Maybe Ramadan knows that women were not chattel slaves in the United States. But he may just want to plant the idea in people's heads so that he can go and say: You're no better than we are.
That is, maybe he wants to confuse.
7 Oct 2010
Rebecca Bynum
Dear Christina,
Thank you. You've given me a lot to think about. I hadn't thought about the confusion issue with regard to evil before. Islam is such an intellectual religion too - quite the opposite of the child-like faith Jesus proposed.
Rebecca
13 Oct 2010
Elliott A Green
Suppose we agreed with an Arab Muslim who boasted about the contributions of Ibn Khaldun, Averroes and Ibn Tufayl, and let's throw in Avicenna to be generous. They were all medieval. The latest of this group was Ibn Khaldun who died in 1406. So in addition to Hugh Fitzgerald's point that Ibn Rushd was ignored in the Arab-Muslim world --especially after his execution for heresy-- and that Ibn Khaldun held some opinions unpalatable for us moderns, the fact is that they have produced nobody notable --in the sense of making positive constructive intellectual contributions-- since the death of Ibn Khaldun, more than 600 years ago.
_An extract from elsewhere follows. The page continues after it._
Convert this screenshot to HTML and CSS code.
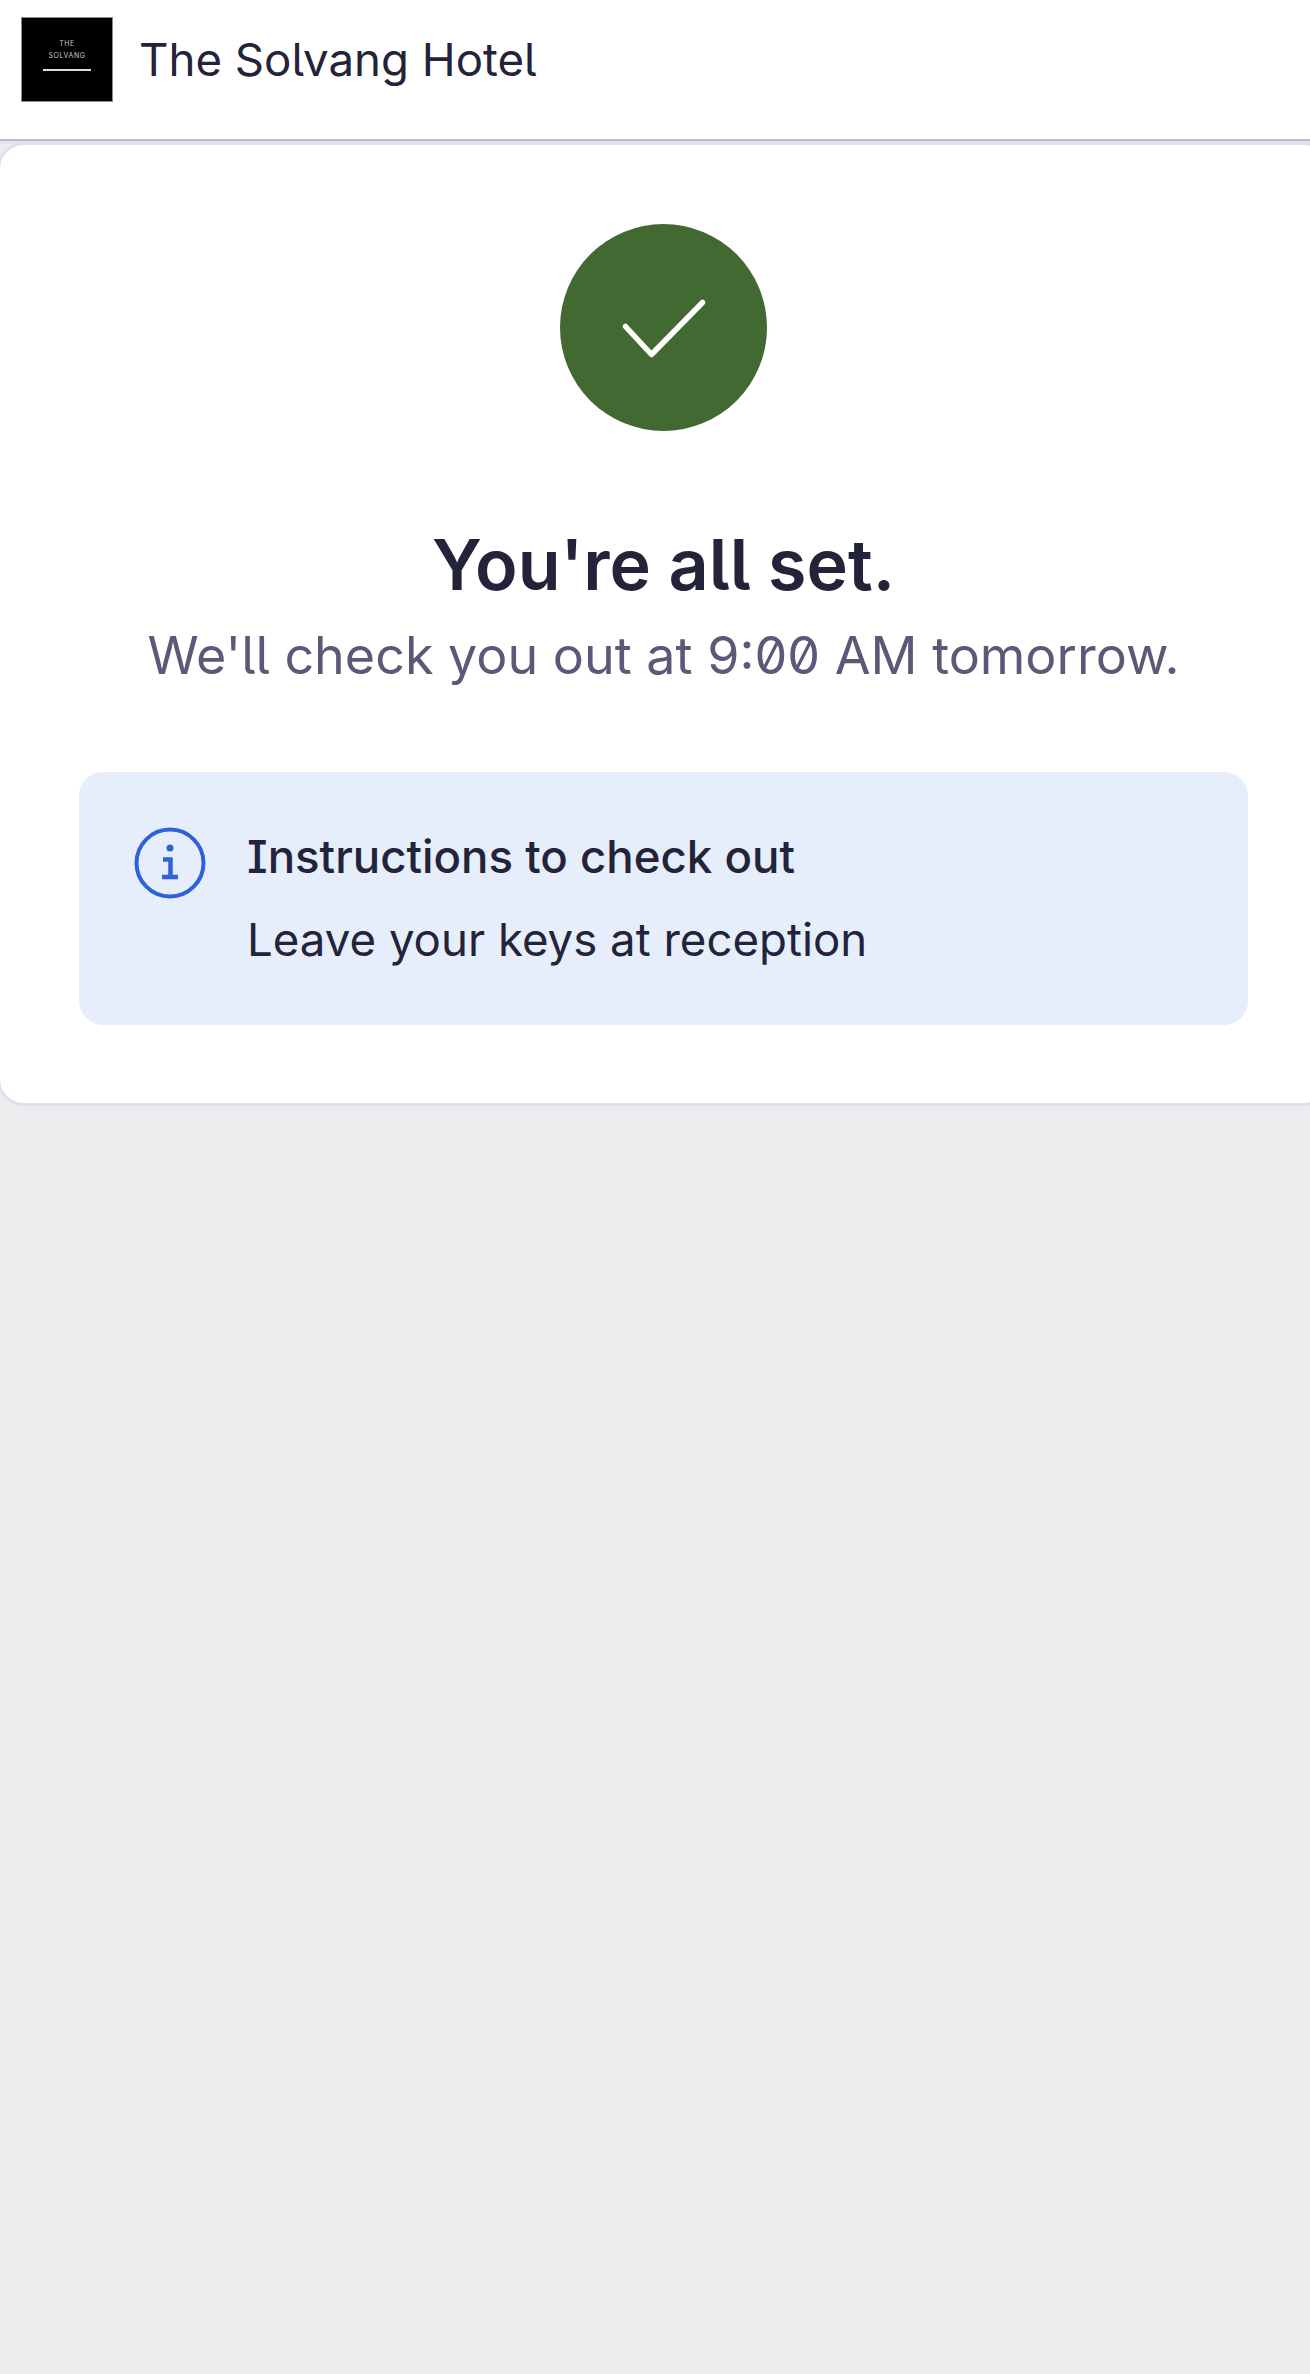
FILE: index.html
```html
<!DOCTYPE html>

<html>

<head>
	<meta http-equiv="content-type" content="text/html; charset=utf-8" />
	<title>The Solvang Hotel</title>
	<link rel="stylesheet" href="styles.css">
</head>

<body>
	<header class="topbar">
		<div class="logo">
			<span class="logo-text">THE</span>
			<span class="logo-text">SOLVANG</span>
			<span class="logo-rule"></span>
		</div>
		<div class="hotel-name">The Solvang Hotel</div>
	</header>

	<main class="card">
		<div class="check-circle">
			<svg width="90" height="66" viewBox="0 0 90 66" fill="none">
				<path d="M6.5 31.5 L32.5 59.5 L83.5 7.5" stroke="#fff" stroke-width="5.5" stroke-linecap="round" stroke-linejoin="round" />
			</svg>
		</div>

		<h1>You're all set.</h1>
		<p class="subtitle">We'll check you out at 9:00 AM tomorrow.</p>

		<div class="notice">
			<svg class="info-icon" width="72" height="72" viewBox="0 0 72 72" fill="none">
				<circle cx="36" cy="36" r="33.5" stroke="#2f62d8" stroke-width="4" />
				<circle cx="36" cy="21" r="3.5" fill="#2f62d8" />
				<path d="M29 32.5 H36.5 V50 M28 50 H44" stroke="#2f62d8" stroke-width="4.5" />
			</svg>
			<div class="notice-text">
				<div class="notice-title">Instructions to check out</div>
				<div class="notice-body">Leave your keys at reception</div>
			</div>
		</div>
	</main>
</body>

</html>
```

FILE: styles.css
```css
html {
	overflow: hidden;
}

body {
	font-family: Inter, "Noto Sans", sans-serif;
	font-feature-settings: "ss02", "zero", "cv05", "cv08";
	background-color: #ececee;
	color: #23233a;
	margin: 0;
	padding: 0;
	height: 2374px;
	overflow: hidden;
}

/* Top bar with logo */
.topbar {
	height: 139px;
	box-sizing: border-box;
	background-color: #fff;
	box-shadow: 0 2px 0 #bdbdc9, 0 5px 0 #e3e3ee;
	display: flex;
	align-items: center;
	gap: 26px;
	padding: 0 0 21px 21px;
}

.logo {
	width: 92px;
	height: 85px;
	box-sizing: border-box;
	background-color: #000;
	border: 1px solid #8a8a8a;
	padding-bottom: 10px;
	display: flex;
	flex-direction: column;
	align-items: center;
	justify-content: center;
	color: #c8c8c8;
}

.logo-text {
	font-size: 7px;
	letter-spacing: 0.6px;
	line-height: 12px;
}

.logo-rule {
	width: 48px;
	height: 2px;
	background-color: #ddd;
	margin-top: 7px;
}

.hotel-name {
	font-size: 45.6px;
	font-weight: 400;
}

/* Main card, runs past the right edge of the window */
.card {
	width: 1327px;
	height: 958px;
	box-sizing: border-box;
	margin-top: 6px;
	background-color: #fff;
	border-radius: 24px;
	box-shadow: 0 0 0 3px #e0e0ea;
	padding: 79px 79px 0;
	display: flex;
	flex-direction: column;
	align-items: center;
}

.check-circle {
	width: 207px;
	height: 207px;
	border-radius: 50%;
	background-color: #436932;
	display: flex;
	align-items: center;
	justify-content: center;
	flex-shrink: 0;
}

h1 {
	font-size: 70px;
	font-weight: 600;
	line-height: 80px;
	margin: 94px 0 0;
}

.subtitle {
	font-size: 52px;
	line-height: 64px;
	color: #5a5a78;
	margin: 19px 0 0;
}

.notice {
	width: 100%;
	height: 253px;
	box-sizing: border-box;
	margin-top: 84px;
	background-color: #e6eefc;
	border-radius: 24px;
	padding: 55px 0 0 55px;
	display: flex;
	gap: 41px;
}

.info-icon {
	flex-shrink: 0;
}

.notice-title {
	font-size: 45.6px;
	font-weight: 500;
	line-height: 60px;
}

.notice-body {
	font-size: 45.6px;
	line-height: 60px;
	margin-top: 23px;
}
```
And the question ought to be, Why not. Why was population declining in Israel, for example, what Arabs and Muslims saw as an indistinct part of Syria [called bilad ash-Sham] up to the mid-19th century? Why is Egypt so impoverished even today whereas it was prosperous and a center of civilization in ancient times?
The most reasonable answer would seem to be that Islam impoverished many countries and held back their intellectual development.
23 Oct 2010
G. Murphy Donovan
Good get, Rebecca! For my money Ramadan is pirated Swiss edition of Edward Said, preaching a kind of agnotology popular with other great "scholars" like the Rev. Jerimah Wright. This "chickens coming home to roost" paradigm is starting to wear thin.
Tariq confuses diversity with pluralism. Surely Islam is racially diverse, but its attitudes towards religious, artistic, cultural, and political choice is repressive, especially in Arabia. Indeed. Any non-Arab might be a second class citizen in Arabia and any non-believer is something less. still. Guest workers in such places are suspended somewhere between indentured servant and slave.